Material:
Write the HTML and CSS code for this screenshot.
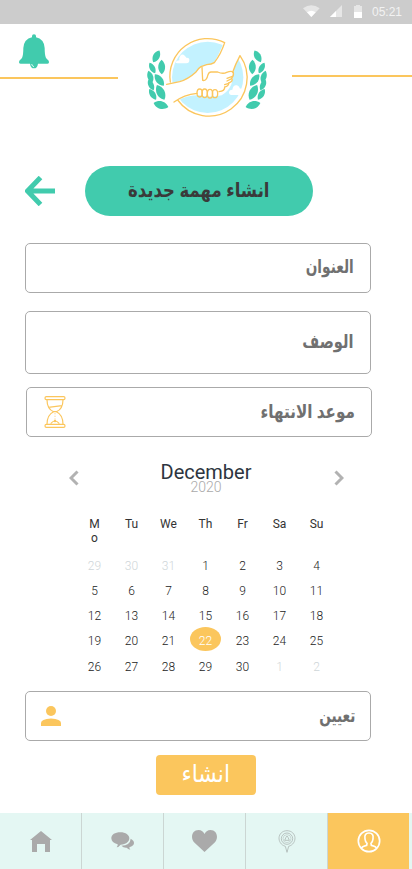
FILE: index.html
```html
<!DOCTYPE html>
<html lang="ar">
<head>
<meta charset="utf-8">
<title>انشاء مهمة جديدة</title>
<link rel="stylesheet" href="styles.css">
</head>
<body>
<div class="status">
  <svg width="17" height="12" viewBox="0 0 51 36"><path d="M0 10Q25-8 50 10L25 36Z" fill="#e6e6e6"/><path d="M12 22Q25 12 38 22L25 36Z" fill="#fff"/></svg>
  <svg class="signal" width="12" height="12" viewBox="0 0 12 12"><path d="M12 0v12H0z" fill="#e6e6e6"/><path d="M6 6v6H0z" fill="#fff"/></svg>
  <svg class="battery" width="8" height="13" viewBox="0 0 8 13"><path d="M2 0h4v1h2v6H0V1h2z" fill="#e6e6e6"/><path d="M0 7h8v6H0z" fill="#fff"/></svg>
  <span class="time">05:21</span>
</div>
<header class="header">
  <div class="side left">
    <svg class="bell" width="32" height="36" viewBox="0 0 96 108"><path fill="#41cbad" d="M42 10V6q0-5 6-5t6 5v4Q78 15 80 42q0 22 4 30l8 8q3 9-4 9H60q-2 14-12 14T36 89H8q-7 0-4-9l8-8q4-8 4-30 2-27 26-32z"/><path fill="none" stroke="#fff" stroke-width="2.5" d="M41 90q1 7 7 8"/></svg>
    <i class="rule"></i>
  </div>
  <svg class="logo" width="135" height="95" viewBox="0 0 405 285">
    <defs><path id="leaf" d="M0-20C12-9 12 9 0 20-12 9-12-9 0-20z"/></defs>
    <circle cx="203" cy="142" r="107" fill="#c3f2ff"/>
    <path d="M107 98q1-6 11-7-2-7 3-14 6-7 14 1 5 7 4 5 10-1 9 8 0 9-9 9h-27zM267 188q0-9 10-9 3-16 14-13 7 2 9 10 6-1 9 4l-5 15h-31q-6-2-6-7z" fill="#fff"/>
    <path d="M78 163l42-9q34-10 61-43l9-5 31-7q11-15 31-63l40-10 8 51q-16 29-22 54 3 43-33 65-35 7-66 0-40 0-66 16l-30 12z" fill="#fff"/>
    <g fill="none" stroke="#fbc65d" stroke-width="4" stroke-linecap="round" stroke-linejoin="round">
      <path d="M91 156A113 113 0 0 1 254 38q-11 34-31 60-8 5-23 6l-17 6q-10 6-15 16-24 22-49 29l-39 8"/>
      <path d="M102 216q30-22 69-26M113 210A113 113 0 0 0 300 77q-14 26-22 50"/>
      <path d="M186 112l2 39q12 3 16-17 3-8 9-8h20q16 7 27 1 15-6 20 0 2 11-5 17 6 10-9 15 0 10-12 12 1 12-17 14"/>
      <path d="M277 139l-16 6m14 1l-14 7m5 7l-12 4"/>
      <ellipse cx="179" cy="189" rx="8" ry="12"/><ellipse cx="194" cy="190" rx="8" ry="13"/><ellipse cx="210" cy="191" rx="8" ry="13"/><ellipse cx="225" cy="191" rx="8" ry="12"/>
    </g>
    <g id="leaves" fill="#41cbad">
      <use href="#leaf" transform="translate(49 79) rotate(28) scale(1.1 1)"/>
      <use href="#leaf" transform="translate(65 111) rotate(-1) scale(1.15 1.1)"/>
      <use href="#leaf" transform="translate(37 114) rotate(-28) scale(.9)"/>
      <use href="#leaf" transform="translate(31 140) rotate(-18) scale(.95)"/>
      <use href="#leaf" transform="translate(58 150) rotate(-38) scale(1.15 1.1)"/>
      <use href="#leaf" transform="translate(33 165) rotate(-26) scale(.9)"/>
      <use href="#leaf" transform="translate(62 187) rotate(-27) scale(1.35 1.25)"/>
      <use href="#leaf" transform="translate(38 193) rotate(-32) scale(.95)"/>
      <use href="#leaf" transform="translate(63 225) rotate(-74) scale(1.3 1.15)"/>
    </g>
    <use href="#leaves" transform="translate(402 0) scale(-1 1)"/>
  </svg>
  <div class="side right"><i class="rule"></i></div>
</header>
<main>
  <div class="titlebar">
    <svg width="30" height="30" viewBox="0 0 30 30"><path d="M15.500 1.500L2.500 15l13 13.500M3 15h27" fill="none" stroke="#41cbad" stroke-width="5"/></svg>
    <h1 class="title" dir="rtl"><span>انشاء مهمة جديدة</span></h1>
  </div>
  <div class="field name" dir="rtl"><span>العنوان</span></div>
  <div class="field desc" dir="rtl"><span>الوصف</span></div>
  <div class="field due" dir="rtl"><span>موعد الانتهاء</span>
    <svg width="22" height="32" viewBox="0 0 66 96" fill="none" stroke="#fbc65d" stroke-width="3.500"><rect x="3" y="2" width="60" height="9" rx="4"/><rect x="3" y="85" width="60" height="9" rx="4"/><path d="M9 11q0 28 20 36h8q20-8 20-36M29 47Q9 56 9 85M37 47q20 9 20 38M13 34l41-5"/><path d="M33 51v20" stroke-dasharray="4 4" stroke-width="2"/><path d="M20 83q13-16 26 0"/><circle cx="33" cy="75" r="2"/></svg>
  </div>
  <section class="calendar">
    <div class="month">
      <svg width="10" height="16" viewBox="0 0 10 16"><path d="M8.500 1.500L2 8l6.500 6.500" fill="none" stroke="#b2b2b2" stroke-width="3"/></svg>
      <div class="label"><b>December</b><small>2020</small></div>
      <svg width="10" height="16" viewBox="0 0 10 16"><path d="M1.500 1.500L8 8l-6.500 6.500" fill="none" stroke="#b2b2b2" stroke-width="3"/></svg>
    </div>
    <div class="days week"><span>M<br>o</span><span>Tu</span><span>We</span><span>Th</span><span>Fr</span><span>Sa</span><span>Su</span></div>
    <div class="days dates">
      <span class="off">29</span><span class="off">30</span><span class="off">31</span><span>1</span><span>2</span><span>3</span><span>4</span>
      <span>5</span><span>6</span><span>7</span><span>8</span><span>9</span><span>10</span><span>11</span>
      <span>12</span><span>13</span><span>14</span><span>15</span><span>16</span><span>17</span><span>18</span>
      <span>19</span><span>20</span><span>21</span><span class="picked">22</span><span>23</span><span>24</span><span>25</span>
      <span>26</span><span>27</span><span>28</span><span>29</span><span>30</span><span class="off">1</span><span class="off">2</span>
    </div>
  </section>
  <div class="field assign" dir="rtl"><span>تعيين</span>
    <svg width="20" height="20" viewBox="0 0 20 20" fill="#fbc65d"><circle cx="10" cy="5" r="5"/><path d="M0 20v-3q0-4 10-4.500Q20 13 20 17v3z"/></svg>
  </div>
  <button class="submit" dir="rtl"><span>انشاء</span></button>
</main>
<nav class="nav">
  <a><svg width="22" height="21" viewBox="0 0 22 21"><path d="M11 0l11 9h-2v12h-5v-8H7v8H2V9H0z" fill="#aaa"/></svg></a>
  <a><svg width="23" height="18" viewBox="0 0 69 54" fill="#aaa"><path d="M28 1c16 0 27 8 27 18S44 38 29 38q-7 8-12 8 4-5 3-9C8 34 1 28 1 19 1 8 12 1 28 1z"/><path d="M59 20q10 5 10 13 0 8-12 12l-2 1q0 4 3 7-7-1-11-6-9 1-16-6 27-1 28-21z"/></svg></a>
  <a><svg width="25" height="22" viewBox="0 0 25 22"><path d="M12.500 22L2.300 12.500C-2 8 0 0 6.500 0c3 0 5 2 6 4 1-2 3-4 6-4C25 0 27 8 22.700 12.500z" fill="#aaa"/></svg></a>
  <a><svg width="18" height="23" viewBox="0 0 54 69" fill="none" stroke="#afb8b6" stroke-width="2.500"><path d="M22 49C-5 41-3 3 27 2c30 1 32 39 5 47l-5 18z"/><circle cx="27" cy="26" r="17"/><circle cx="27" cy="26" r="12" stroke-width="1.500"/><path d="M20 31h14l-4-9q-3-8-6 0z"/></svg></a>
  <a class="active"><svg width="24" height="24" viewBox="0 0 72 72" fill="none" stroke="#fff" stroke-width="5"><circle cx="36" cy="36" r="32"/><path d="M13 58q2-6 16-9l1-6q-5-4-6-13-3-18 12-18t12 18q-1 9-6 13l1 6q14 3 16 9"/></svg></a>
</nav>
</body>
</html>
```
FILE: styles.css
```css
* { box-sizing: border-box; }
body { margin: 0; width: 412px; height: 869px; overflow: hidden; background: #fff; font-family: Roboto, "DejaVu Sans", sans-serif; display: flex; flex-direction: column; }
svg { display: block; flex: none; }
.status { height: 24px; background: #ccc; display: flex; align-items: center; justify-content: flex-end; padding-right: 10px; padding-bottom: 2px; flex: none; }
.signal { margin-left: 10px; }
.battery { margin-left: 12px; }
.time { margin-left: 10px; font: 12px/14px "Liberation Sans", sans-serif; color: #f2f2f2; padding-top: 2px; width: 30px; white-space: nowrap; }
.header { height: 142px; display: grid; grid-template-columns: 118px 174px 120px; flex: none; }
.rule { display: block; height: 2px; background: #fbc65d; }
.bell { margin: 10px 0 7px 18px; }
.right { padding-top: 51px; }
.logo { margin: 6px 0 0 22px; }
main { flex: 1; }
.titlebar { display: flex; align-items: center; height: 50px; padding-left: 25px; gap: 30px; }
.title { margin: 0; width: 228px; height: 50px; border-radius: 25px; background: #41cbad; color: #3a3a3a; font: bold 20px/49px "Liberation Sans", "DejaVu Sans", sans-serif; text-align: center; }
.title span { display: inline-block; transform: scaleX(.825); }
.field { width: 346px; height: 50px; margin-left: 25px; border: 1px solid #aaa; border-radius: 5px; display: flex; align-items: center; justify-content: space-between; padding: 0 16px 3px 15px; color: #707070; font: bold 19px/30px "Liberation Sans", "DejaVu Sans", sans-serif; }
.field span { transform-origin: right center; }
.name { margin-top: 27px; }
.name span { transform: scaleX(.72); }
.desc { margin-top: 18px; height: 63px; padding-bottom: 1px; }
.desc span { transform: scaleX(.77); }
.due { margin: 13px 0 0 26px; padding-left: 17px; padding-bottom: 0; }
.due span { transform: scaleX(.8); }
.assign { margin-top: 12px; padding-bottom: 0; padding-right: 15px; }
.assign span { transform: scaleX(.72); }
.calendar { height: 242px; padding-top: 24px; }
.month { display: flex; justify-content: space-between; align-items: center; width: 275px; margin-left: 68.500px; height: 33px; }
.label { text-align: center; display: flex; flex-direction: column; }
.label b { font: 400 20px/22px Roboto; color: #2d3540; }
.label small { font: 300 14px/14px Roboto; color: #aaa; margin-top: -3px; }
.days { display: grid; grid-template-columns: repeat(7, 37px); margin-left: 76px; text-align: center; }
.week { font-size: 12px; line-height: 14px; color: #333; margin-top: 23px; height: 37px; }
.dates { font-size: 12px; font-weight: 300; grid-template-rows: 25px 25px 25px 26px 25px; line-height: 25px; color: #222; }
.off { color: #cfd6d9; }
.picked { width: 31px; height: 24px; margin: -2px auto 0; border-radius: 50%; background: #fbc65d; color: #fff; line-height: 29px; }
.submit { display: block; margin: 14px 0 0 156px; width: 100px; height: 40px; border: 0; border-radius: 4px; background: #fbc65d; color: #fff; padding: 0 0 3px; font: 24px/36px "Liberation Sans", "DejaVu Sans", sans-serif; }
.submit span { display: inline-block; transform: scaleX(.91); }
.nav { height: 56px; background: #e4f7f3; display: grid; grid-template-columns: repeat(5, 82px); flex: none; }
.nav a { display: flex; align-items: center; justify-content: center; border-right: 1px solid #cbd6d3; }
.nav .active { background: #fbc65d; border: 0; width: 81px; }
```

* * *

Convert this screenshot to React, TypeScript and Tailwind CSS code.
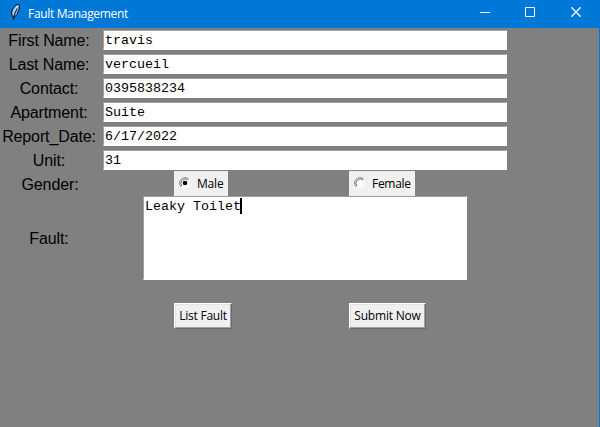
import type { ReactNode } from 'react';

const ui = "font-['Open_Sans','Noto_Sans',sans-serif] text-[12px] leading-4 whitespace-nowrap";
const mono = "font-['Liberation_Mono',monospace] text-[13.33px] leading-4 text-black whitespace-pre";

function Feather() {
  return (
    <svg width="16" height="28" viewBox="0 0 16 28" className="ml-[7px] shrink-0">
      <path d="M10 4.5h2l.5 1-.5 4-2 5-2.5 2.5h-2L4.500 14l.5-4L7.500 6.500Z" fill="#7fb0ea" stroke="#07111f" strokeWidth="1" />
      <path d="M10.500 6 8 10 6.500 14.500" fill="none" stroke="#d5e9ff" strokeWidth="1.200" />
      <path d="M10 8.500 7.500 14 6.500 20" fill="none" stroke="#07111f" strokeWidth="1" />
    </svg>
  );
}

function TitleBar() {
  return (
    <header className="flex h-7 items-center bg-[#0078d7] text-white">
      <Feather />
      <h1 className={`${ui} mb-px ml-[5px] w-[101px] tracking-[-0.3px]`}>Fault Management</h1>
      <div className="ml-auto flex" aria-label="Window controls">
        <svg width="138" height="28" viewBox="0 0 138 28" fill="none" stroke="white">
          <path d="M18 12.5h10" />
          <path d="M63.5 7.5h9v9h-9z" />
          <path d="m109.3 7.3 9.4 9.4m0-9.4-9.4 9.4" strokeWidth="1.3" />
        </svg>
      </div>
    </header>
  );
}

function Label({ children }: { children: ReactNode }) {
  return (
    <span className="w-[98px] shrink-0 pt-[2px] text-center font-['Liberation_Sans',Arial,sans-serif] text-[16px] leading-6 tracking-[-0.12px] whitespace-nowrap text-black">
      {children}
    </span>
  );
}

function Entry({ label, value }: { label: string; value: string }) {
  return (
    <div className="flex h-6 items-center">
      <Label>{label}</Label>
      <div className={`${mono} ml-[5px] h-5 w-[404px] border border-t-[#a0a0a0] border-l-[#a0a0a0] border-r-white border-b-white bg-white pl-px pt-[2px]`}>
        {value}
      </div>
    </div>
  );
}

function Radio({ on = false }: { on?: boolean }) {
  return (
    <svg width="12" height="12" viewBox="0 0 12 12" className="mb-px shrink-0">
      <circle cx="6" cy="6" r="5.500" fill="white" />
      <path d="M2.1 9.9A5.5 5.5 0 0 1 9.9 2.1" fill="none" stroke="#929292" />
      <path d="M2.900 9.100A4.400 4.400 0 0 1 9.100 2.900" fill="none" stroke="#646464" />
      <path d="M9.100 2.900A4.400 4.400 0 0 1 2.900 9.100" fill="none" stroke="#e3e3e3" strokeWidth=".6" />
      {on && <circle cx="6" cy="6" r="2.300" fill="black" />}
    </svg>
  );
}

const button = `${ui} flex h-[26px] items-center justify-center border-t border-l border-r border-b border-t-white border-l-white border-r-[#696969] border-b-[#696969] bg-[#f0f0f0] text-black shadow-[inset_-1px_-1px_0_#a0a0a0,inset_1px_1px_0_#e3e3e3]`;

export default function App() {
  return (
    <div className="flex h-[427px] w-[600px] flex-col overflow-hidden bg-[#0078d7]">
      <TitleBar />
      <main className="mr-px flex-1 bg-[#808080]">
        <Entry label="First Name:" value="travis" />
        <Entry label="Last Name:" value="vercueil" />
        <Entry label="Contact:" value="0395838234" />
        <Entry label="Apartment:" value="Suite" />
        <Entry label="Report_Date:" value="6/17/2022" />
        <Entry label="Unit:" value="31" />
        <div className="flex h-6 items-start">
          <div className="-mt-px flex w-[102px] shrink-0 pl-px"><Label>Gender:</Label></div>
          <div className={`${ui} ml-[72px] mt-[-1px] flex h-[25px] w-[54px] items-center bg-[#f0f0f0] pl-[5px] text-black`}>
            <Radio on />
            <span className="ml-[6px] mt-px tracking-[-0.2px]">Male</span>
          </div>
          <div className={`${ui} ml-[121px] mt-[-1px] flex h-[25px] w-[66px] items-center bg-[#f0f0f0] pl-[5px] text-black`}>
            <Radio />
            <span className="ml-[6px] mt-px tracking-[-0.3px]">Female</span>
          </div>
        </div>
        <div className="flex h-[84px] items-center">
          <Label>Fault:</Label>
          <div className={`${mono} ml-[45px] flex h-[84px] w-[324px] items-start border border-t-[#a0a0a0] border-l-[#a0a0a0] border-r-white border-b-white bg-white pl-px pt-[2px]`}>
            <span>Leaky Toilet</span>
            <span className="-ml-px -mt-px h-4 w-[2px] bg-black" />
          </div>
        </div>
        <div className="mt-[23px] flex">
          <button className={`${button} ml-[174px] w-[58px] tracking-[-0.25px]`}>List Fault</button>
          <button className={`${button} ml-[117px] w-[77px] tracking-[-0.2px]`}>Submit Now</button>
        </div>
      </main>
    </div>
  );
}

Direction: Using the entries above, extract exactly the lines from the one that contains "Convert this screenshot" through the one that contains "text-[13.33px] leading-4 text-black". Do not carry over any pictures.

Response below:
Convert this screenshot to React, TypeScript and Tailwind CSS code.
import type { ReactNode } from 'react';

const ui = "font-['Open_Sans','Noto_Sans',sans-serif] text-[12px] leading-4 whitespace-nowrap";
const mono = "font-['Liberation_Mono',monospace] text-[13.33px] leading-4 text-black whitespace-pre";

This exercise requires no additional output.